For this particular study, the metrics used to compare the performance of the models don’t have the same importance. Realizing if a person was correctly diagnosed as having CVD (precision) and how many of the diseased people were correctly predicted (sensitivity) are more relevant than knowing how many, of all the people, were correctly labeled (accuracy) and how many of the healthy people were predicted as being healthy (specificity). In other words, the most relevant criteria to choose the most suitable models correspond to precision and sensitivity. The reason behind this consideration is the fact that, in this particular case, it is preferable to diagnose a person with CVD when that is not true (FP) than to predict that a person don’t have CVD when, in fact, it has (TN). Thus, and due to the critical nature of this problem, FN must be avoided at all costs and models that can best identify TP, and consequently can achieve better sensitivity results, should be prioritized. Hence, a threshold was defined to filter the models that could ensure better results.

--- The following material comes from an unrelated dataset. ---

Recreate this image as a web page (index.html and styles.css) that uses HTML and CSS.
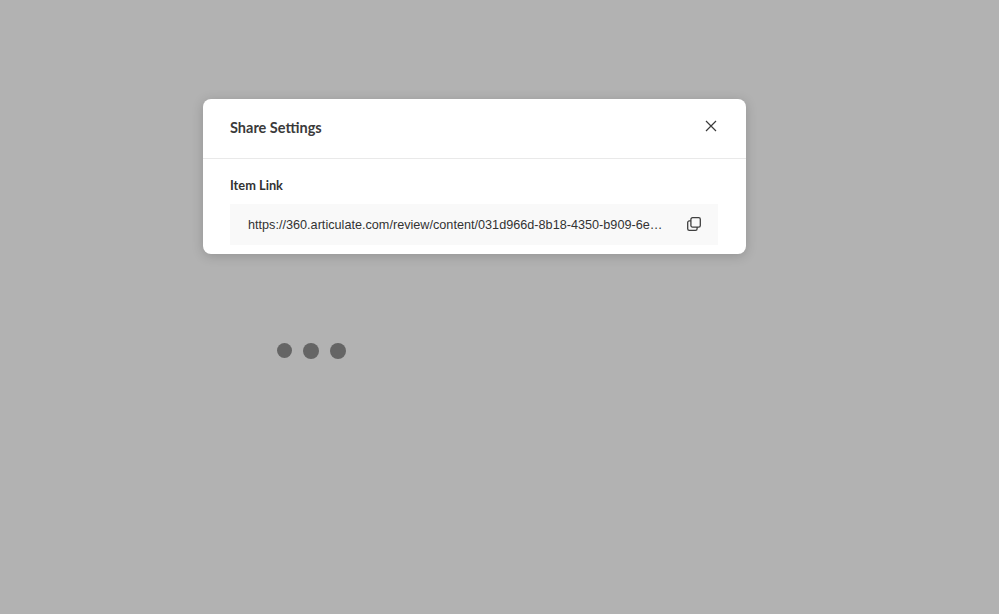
FILE: index.html
```html
<!DOCTYPE html>
<html lang="en">
<head>
<meta charset="utf-8">
<title>Share Settings</title>
<link rel="stylesheet" href="styles.css">
</head>
<body>
<main class="page">
  <section class="modal">
    <header class="modal-header">
      <h2 class="modal-title">Share Settings</h2>
      <button class="close" aria-label="Close">
        <svg width="12" height="12" viewBox="0 0 12 12"><path d="M1 1L11 11M11 1L1 11" fill="none" stroke="#3a3a3a" stroke-width="1.2"/></svg>
      </button>
    </header>
    <div class="modal-body">
      <div class="label">Item Link</div>
      <div class="link-field">
        <span class="link-text">https://360.articulate.com/review/content/031d966d-8b18-4350-b909-6e…</span>
        <svg class="copy" width="14" height="14" viewBox="0 0 14 14" fill="none" stroke="#3f3f3f" stroke-width="1.3">
          <rect x="3.9" y="0.7" width="9.4" height="9.4" rx="1.6"/>
          <path d="M3.9 3.9H2.3A1.6 1.6 0 0 0 .7 5.5v6.2a1.6 1.6 0 0 0 1.6 1.6h6.2a1.6 1.6 0 0 0 1.6-1.6v-1.6"/>
        </svg>
      </div>
    </div>
  </section>
  <div class="dots">
    <span class="dot dot-small"></span>
    <span class="dot"></span>
    <span class="dot"></span>
  </div>
</main>
</body>
</html>
```

FILE: styles.css
```css
* { box-sizing: border-box; }
html, body { margin: 0; height: 100%; }
body { background: #b2b2b2; overflow: hidden; }
.page { padding: 99px 0 0 203px; }
.modal {
  width: 542.5px;
  height: 155px;
  background: #fff;
  border-radius: 8px;
  box-shadow: 0 2px 12px rgba(0, 0, 0, 0.18);
  overflow: hidden;
}
.modal-header {
  height: 60px;
  padding: 0 29px 0 27px;
  display: flex;
  justify-content: space-between;
  border-bottom: 1px solid #e9e9e9;
}
.modal-title {
  margin: 20px 0 0;
  font: 700 14.5px/18px Lato, sans-serif;
  color: #3a3a3a;
}
.close {
  margin: 21px 0 0;
  padding: 0;
  width: 12px;
  height: 12px;
  border: 0;
  background: none;
  display: flex;
}
.modal-body { padding: 18px 27px 0; }
.label {
  font: 700 12.8px/16px Lato, sans-serif;
  color: #333;
  margin-bottom: 11px;
}
.link-field {
  width: 488px;
  height: 41px;
  padding: 0 17.5px 0 18px;
  background: #f9f9f9;
  display: flex;
  align-items: center;
  justify-content: space-between;
}
.link-text {
  font: 12.66px/18px "Liberation Sans", Arial, sans-serif;
  color: #333;
  white-space: nowrap;
}
.copy { margin-top: -1px; }
.dots {
  display: flex;
  align-items: center;
  gap: 11px;
  margin: 88.5px 0 0 73.5px;
}
.dot {
  width: 16px;
  height: 16px;
  border-radius: 50%;
  background: #656565;
}
.dot-small { width: 15.5px; height: 15.5px; }
```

In the end, it was possible to conclude that the most suitable model, out of the 30 models created, was DMM = {Classification, S1, DT optimized, Split Validation, Without Under and Oversampling, cardio}. This DMM achieved the highest values of Precision (75.82%), Accuracy (73.54%) and Specificity (78.16%) and the second highest values of Sensitivity (68.89%) and AUC (0.788).

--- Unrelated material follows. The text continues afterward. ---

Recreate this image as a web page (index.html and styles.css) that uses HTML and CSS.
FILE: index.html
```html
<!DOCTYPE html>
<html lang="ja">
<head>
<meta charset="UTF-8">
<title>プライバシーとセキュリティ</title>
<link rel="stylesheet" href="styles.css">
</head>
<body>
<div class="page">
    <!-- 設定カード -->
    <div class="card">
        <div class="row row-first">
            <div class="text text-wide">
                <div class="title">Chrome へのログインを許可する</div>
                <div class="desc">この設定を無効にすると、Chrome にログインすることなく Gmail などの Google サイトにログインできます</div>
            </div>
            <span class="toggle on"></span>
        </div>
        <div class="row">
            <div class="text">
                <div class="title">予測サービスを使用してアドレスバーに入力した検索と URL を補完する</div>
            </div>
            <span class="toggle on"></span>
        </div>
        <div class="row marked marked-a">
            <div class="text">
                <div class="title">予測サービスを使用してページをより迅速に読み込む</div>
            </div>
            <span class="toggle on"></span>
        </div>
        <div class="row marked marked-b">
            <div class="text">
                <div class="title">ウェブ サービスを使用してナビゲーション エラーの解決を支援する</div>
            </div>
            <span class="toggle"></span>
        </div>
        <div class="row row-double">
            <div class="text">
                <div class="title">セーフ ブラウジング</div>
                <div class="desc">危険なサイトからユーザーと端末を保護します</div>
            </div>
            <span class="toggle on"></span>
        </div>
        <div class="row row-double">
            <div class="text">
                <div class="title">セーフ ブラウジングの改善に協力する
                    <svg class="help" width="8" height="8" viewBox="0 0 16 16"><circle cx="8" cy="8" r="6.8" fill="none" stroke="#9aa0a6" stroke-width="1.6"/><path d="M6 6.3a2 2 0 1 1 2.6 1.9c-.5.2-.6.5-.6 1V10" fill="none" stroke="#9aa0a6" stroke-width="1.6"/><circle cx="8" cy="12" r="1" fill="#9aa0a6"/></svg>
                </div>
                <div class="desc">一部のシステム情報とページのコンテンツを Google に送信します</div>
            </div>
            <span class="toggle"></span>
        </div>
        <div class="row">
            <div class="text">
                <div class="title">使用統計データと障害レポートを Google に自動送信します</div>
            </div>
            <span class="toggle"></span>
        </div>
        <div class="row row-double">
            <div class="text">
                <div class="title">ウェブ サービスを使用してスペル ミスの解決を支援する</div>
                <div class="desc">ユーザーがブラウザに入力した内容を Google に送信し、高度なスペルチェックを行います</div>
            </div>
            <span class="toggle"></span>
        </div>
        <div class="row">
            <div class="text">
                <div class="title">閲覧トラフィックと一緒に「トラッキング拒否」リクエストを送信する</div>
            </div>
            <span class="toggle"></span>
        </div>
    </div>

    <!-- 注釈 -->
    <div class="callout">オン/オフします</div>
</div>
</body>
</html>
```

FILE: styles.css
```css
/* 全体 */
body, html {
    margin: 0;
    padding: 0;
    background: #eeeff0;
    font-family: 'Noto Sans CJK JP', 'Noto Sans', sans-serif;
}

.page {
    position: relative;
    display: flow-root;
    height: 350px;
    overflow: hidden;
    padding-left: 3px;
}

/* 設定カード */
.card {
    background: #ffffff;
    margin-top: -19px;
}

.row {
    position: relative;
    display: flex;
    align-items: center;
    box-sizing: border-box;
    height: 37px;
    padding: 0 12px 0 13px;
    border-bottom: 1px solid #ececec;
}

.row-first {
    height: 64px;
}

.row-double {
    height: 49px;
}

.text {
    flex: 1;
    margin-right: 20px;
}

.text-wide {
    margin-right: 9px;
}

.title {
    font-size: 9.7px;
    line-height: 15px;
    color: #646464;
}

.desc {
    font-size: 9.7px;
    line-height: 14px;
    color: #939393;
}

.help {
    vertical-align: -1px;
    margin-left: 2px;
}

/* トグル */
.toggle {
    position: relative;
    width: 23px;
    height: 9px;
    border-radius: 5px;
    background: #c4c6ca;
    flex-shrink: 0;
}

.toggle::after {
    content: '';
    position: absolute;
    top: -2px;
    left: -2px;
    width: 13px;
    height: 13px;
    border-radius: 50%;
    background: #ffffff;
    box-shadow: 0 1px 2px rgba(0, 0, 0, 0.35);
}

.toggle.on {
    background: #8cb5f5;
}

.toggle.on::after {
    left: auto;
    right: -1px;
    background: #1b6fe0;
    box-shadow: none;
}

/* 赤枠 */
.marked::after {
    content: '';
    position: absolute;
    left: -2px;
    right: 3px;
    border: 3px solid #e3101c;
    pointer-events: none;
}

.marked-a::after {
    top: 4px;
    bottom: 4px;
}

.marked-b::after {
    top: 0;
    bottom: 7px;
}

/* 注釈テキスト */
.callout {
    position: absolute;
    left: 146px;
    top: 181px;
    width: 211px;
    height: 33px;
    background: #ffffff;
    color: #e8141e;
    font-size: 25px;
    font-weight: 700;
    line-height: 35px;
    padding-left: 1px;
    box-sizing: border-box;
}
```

Conclusions and future work

In conclusion, this project proved that by using real data from Electronic Health Records (EHR), it is viable to use DMMs to predict the existence or not of CVDs. For some of the constructed DMMs, it was possible to achieve scores over 70%, which is considered as being satisfactory. The best induced method corresponded to the first scenario of attributes, with the DT optimized technique and using the Split Validation method. Results could be more indicative of CVDs if more attributes were added, improving the variability and density of information.

In this particular case, the number of false positives must be minimized as much as possible. So, although the results obtained were satisfactory, there is still some future work to be done before implementing a decision-making support system based on one of the models induced during this work in a hospital environment, such as applying more robust algorithms, like neural networks, to boost the performance of the model. This technique presents a considerable manipulation range given the parametrization that can be applied.

In addition, it could be suggested to include datasets with more diverse data and from different hospital facilities of various regions to identify patterns in the data at national level and thus verify the generalization of the model. Additionally, more experiments could be done on using different parameters and DMTs.